|8/7/22 A house behind ours
Trying to stay cool during our second (shorter) heatwave of
the summer, I went out on our breezy back deck again (above). Although I keep saying
there’s nothing back there to sketch, I somehow manage to come away with something
every time, don’t I? I’m not saying it’s a gorgeous work, but if I put some
color on the page, that’s good enough for me.
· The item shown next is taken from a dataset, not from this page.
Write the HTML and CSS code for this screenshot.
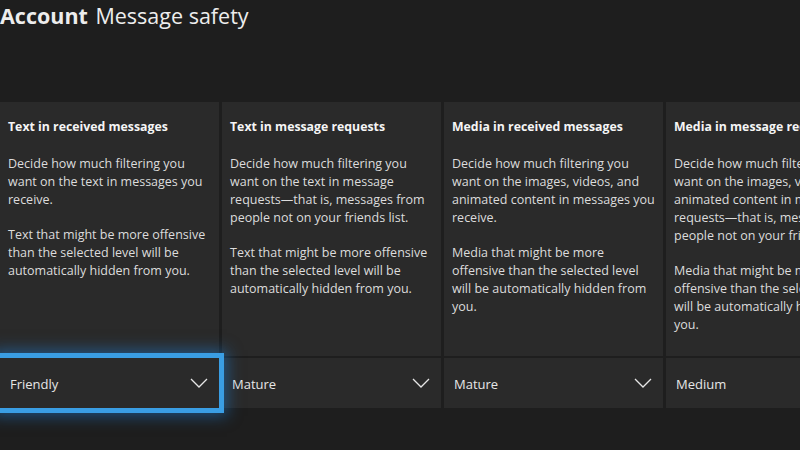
FILE: index.html
```html
<!DOCTYPE html>
<html lang="en">
<head>
  <meta charset="UTF-8" />
  <title>Message safety</title>
  <link rel="stylesheet" href="styles.css">
</head>
<body>
  <header class="title">
    <span class="crumb">Account</span>
    <span class="page">Message safety</span>
  </header>

  <div class="cards">
    <div class="card">
      <div class="info">
        <h2>Text in received messages</h2>
        <p>Decide how much filtering you want on the text in messages you receive.</p>
        <p>Text that might be more offensive than the selected level will be automatically hidden from you.</p>
      </div>
      <div class="select focused">
        <span>Friendly</span>
        <svg class="chev" width="18" height="10" viewBox="0 0 18 10"><path d="M1 1 L9 9 L17 1" fill="none" stroke="#e6e6e6" stroke-width="1.3"/></svg>
      </div>
    </div>

    <div class="card">
      <div class="info">
        <h2>Text in message requests</h2>
        <p>Decide how much filtering you want on the text in message requests—that is, messages from people not on your friends list.</p>
        <p>Text that might be more offensive than the selected level will be automatically hidden from you.</p>
      </div>
      <div class="select">
        <span>Mature</span>
        <svg class="chev" width="18" height="10" viewBox="0 0 18 10"><path d="M1 1 L9 9 L17 1" fill="none" stroke="#e6e6e6" stroke-width="1.3"/></svg>
      </div>
    </div>

    <div class="card">
      <div class="info">
        <h2>Media in received messages</h2>
        <p>Decide how much filtering you want on the images, videos, and animated content in messages you receive.</p>
        <p>Media that might be more offensive than the selected level will be automatically hidden from you.</p>
      </div>
      <div class="select">
        <span>Mature</span>
        <svg class="chev" width="18" height="10" viewBox="0 0 18 10"><path d="M1 1 L9 9 L17 1" fill="none" stroke="#e6e6e6" stroke-width="1.3"/></svg>
      </div>
    </div>

    <div class="card">
      <div class="info">
        <h2>Media in message requests</h2>
        <p>Decide how much filtering you want on the images, videos, and animated content in message requests—that is, messages from people not on your friends list.</p>
        <p>Media that might be more offensive than the selected level will be automatically hidden from you.</p>
      </div>
      <div class="select">
        <span>Medium</span>
        <svg class="chev" width="18" height="10" viewBox="0 0 18 10"><path d="M1 1 L9 9 L17 1" fill="none" stroke="#e6e6e6" stroke-width="1.3"/></svg>
      </div>
    </div>
  </div>
</body>
</html>
```

FILE: styles.css
```css
body {
  margin: 0;
  width: 800px;
  height: 450px;
  overflow: hidden;
  background: #1e1e1e;
  color: #e0e0e0;
  font-family: 'Open Sans', 'Noto Sans', sans-serif;
}

.title {
  height: 102px;
  font-size: 21.5px;
  line-height: 32px;
  color: #ededed;
}

.crumb {
  font-weight: 700;
  margin-right: 2px;
}

.cards {
  display: flex;
  gap: 3px;
  width: 900px;
}

.card {
  flex: 0 0 219px;
  display: flex;
  flex-direction: column;
  height: 306px;
}

.info {
  background: #2a2a2a;
  padding: 16px 8px 0 8px;
  height: 239px;
  margin-bottom: 2px;
}

.info h2 {
  margin: 0 0 19px 0;
  font-size: 12.3px;
  line-height: 18px;
  font-weight: 700;
  color: #f5f5f5;
}

.info p {
  margin: 0 0 17px 0;
  font-size: 12.5px;
  line-height: 18px;
  color: #dcdcdc;
}

.select {
  background: #2a2a2a;
  height: 50px;
  display: flex;
  align-items: center;
  justify-content: space-between;
  padding: 0 11px 0 10px;
  font-size: 13px;
  color: #e6e6e6;
}

.select span {
  padding-top: 1px;
}

.select.focused {
  position: relative;
  z-index: 1;
  outline: 5px solid #3a9ee4;
  outline-offset: 0;
  box-shadow: 0 0 14px 8px rgba(30, 130, 220, 0.5);
}
```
In this case, the color is the alien palette in Caran d’Ache Museum Aquarelles that I’ve been trying, inspired by Beya Rebaï's Neocolor II sets. Discovering that the palette I had picked out lacked a good blending yellow, I added Olive Yellow (015), which is the closest I could find to Rebaï’s Chinese Green (730) in Neocolor II. It sufficiently warmed up minty Beryl Green (214) for foliage. I do like Prussian Blue (159) for deep shadows and have used it before, though typically in the winter, not the dog days of summer (which, according to the Romans, are led by Sirius rising with the sun, and “the heat from the two stars combined is what made these days the hottest of the year, a period that could bring fever or even catastrophe.” Curious about that expression, I finally looked it up). Starting to sweat on the deck, I went upstairs and turned on the AC in my studio, but I wanted to continue playing with this palette. Through the window, I noticed that our neighbors had put up several umbrellas to keep the heat away from their southern windows, which gave my sketch a few spots of color. I usually see the Seattle sky as a relatively cool blue, but on this hot afternoon it looked warmer than usual. Turquoise Blue (171) felt right (below).
With an unfamiliar palette on this overly familiar scene, I ended up using all the colors except Vermilion – probably too many colors for a small composition and more than I would typically use. I have to remind myself of the old adage: Just because the colors are in my palette doesn’t mean I have to use them. (It’s not an adage? It should be.)